Nur blau. Keine Linien, keine Figuren, nur leuchtende blaue Farbe auf Leinwand. 78×56 Zentimeter, Monochrom ohne Titel. Der Maler heißt Yves Klein. Blau, in der Kunst und Literatur Symbol für das „Geistige“ wie beim Maler Wassily Kandinsky, für die Stille, das Ferne, das Göttliche, für Tiefe, Wahrheit und Weisheit, doch auch für Nachdenklichkeit und Melancholie, Sehnsucht, Ewigkeit und Unendlichkeit.

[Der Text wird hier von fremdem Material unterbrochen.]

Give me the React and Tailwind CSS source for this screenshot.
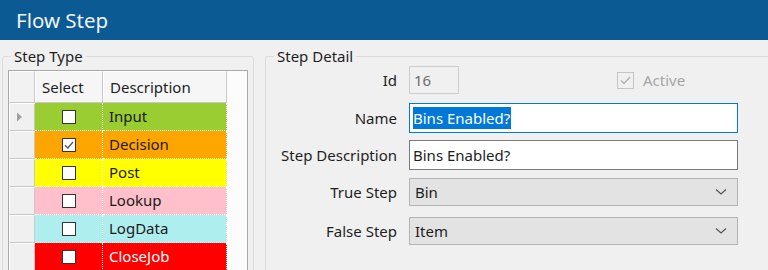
const rows = [
  { name: "Input", bg: "bg-[#9acd32]", text: "text-[#1a1a1a]", checked: false, current: true },
  { name: "Decision", bg: "bg-[#ffa500]", text: "text-[#1a1a1a]", checked: true },
  { name: "Post", bg: "bg-[#ffff00]", text: "text-[#1a1a1a]", checked: false },
  { name: "Lookup", bg: "bg-[#ffc0cb]", text: "text-[#1a1a1a]", checked: false },
  { name: "LogData", bg: "bg-[#afeeee]", text: "text-[#1a1a1a]", checked: false },
  { name: "CloseJob", bg: "bg-[#ff0000]", text: "text-white", checked: false },
];

function CheckBox({ checked }) {
  return (
    <div className="w-[14px] h-[14px] bg-white border border-[#333333] flex items-center justify-center">
      {checked && (
        <svg width="12" height="12" viewBox="0 0 12 12">
          <path d="M2 6.2 L4.8 9 L10 3" fill="none" stroke="#555" strokeWidth="1.3" />
        </svg>
      )}
    </div>
  );
}

function Chevron() {
  return (
    <svg width="12" height="8" viewBox="0 0 12 8">
      <path d="M1 1.5 L6 6 L11 1.5" fill="none" stroke="#555" strokeWidth="1.2" />
    </svg>
  );
}

function FieldRow({ label, children, className = "" }) {
  return (
    <div className={"flex items-center " + className}>
      <div className="w-[143px] text-right pr-[12px] text-[#1e1e1e] whitespace-nowrap">{label}</div>
      {children}
    </div>
  );
}

export default function App() {
  return (
    <div className="w-[768px] h-[270px] overflow-hidden bg-[#f0f0f0] font-['Noto_Sans',sans-serif] text-[15px]">
      <div className="h-10 bg-[#0c5a94] text-[#eef3f8] text-[20.5px] leading-[40px] pl-[16px]">Flow Step</div>
      <div className="flex pl-[2px] pt-[8px] gap-[11px]">
        <fieldset className="w-[252px] h-[240px] border border-[#dcdcdc] rounded-[3px] pl-[5px] pr-[5px]">
          <legend className="ml-[3px] px-[3px] leading-[17px] text-[#1e1e1e]">Step Type</legend>
          <div className="mt-[5px] border border-[#a8a8a8] bg-[#fcfcfc] h-[210px] overflow-hidden">
            <div className="grid grid-cols-[26px_68px_124px_1fr] h-[32px]">
              <div className="bg-[#f2f2f2] border-t border-l border-white border-r border-b border-r-[#c8c8c8] border-b-[#c8c8c8]" />
              <div className="bg-[#f6f6f6] border-t border-l border-white border-r border-b border-r-[#c8c8c8] border-b-[#c8c8c8] pl-[6px] flex items-center text-[#1e1e1e]">Select</div>
              <div className="bg-[#f6f6f6] border-t border-l border-white border-r border-b border-r-[#c8c8c8] border-b-[#c8c8c8] pl-[6px] flex items-center text-[#1e1e1e]">Description</div>
              <div />
            </div>
            {rows.map((r) => (
              <div key={r.name} className="grid grid-cols-[26px_68px_124px_1fr] h-[28px]">
                <div className="bg-[#f0f0f0] border-t border-l border-white border-r border-b border-r-[#c8c8c8] border-b-[#c8c8c8] flex items-center pl-[6px]">
                  {r.current && (
                    <svg width="7" height="10" viewBox="0 0 7 10">
                      <path d="M1 0.5 L6 5 L1 9.5 Z" fill="#a0a0a0" />
                    </svg>
                  )}
                </div>
                <div className={r.bg + " border-r border-b border-dotted border-white flex items-center justify-center"}>
                  <CheckBox checked={r.checked} />
                </div>
                <div className={r.bg + " " + r.text + " border-r border-b border-dotted border-white flex items-center pl-[6px]"}>
                  {r.name}
                </div>
                <div />
              </div>
            ))}
          </div>
        </fieldset>
        <fieldset className="flex-1 h-[240px] border border-r-0 border-[#dcdcdc] rounded-l-[3px] pt-[1px]">
          <legend className="ml-[8px] px-[3px] leading-[17px] text-[#1e1e1e]">Step Detail</legend>
          <FieldRow label="Id" className="h-[28px]">
            <div className="w-[50px] h-[28px] border border-[#cccccc] bg-[#f0f0f0] text-[#6d6d6d] pl-[4px] flex items-center">16</div>
            <div className="ml-[158px] flex items-center gap-[9px] text-[#a6a6a6]">
              <div className="w-[17px] h-[17px] border border-[#c4c4c4] bg-[#f0f0f0] flex items-center justify-center">
                <svg width="13" height="13" viewBox="0 0 13 13">
                  <path d="M2 6.5 L5 9.5 L11 3" fill="none" stroke="#b0b0b0" strokeWidth="1.4" />
                </svg>
              </div>
              <span>Active</span>
            </div>
          </FieldRow>
          <FieldRow label="Name" className="h-[30px] mt-[9px]">
            <div className="w-[329px] h-[30px] border border-[#0078d7] bg-white pl-[3px] flex items-center">
              <span className="bg-[#0078d7] text-white leading-[22px] pr-[1px]">Bins Enabled?</span>
            </div>
          </FieldRow>
          <FieldRow label="Step Description" className="h-[30px] mt-[7px]">
            <div className="w-[329px] h-[30px] border border-[#7a7a7a] bg-white pl-[3px] flex items-center text-[#1e1e1e]">Bins Enabled?</div>
          </FieldRow>
          <FieldRow label="True Step" className="h-[28px] mt-[8px]">
            <div className="w-[329px] h-[28px] border border-[#b4b4b4] bg-[#e3e3e3] pl-[5px] pr-[10px] flex items-center justify-between text-[#1e1e1e]">
              <span>Bin</span>
              <Chevron />
            </div>
          </FieldRow>
          <FieldRow label="False Step" className="h-[28px] mt-[11px]">
            <div className="w-[329px] h-[28px] border border-[#b4b4b4] bg-[#e3e3e3] pl-[5px] pr-[10px] flex items-center justify-between text-[#1e1e1e]">
              <span>Item</span>
              <Chevron />
            </div>
          </FieldRow>
        </fieldset>
      </div>
    </div>
  );
}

Nur Blau heißt der neue Roman des Tiroler Fotografen und Schriftstellers Bernhard Aichner, ein melancholischer Roman über Einsamkeit, über Liebe, über das Leben und den Tod. Er erzählt von Sehnsucht nach Nähe und Geborgenheit, von der Angst vor Verletzungen und Zurückweisung. Er erzählt davon in manchmal zarten, stillen, manchmal schreienden, beklemmenden Bildern, in leisen und lauten Szenen von beinahe schmerzender Intimität, ohne den Figuren jedoch zu Leibe zu rücken. Aicher wahrt zu ihnen respektvolle Distanz, er beobachtet sie mit dem Auge des Fotografen wie durch den Sucher einer Kamera, protokolliert genau, doch unaufdringlich. Als souveräner Erzähler gibt er die Fäden der Erzählung nie aus der Hand, doch wie ein Puppenspieler bleibt er stets im Verborgenen, verzichtet auf wertende oder suggestive Erzählerkommentare und zeichnet stattdessen mit feinem Gespür für subtile, doch prägsame Details die Ereignisse auf. Er gibt dem Geschehen sowie seinen Figuren Raum, sich zu entfalten, sich aus den knappen, präzisen Sätzen herauszuschälen und Gestalt anzunehmen. So entfalten sich im sparsamen Protokoll weniger Stunden im Leben dieser so verschiedenen Figuren ganze Lebenserzählungen, Fugen brechen auf, Abgründe werden sichtbar und entbergen die dahinter liegenden Geheimnisse, ohne sie jedoch ganz zu lüften. Vieles bleibt in den sprachlichen Bildern aufgespart, als Leerstelle geborgen zwischen den Zeilen, ungesagt, als Ahnung oder Andeutung belassen, und reicht dadurch weit über die Seiten des Buches hinaus.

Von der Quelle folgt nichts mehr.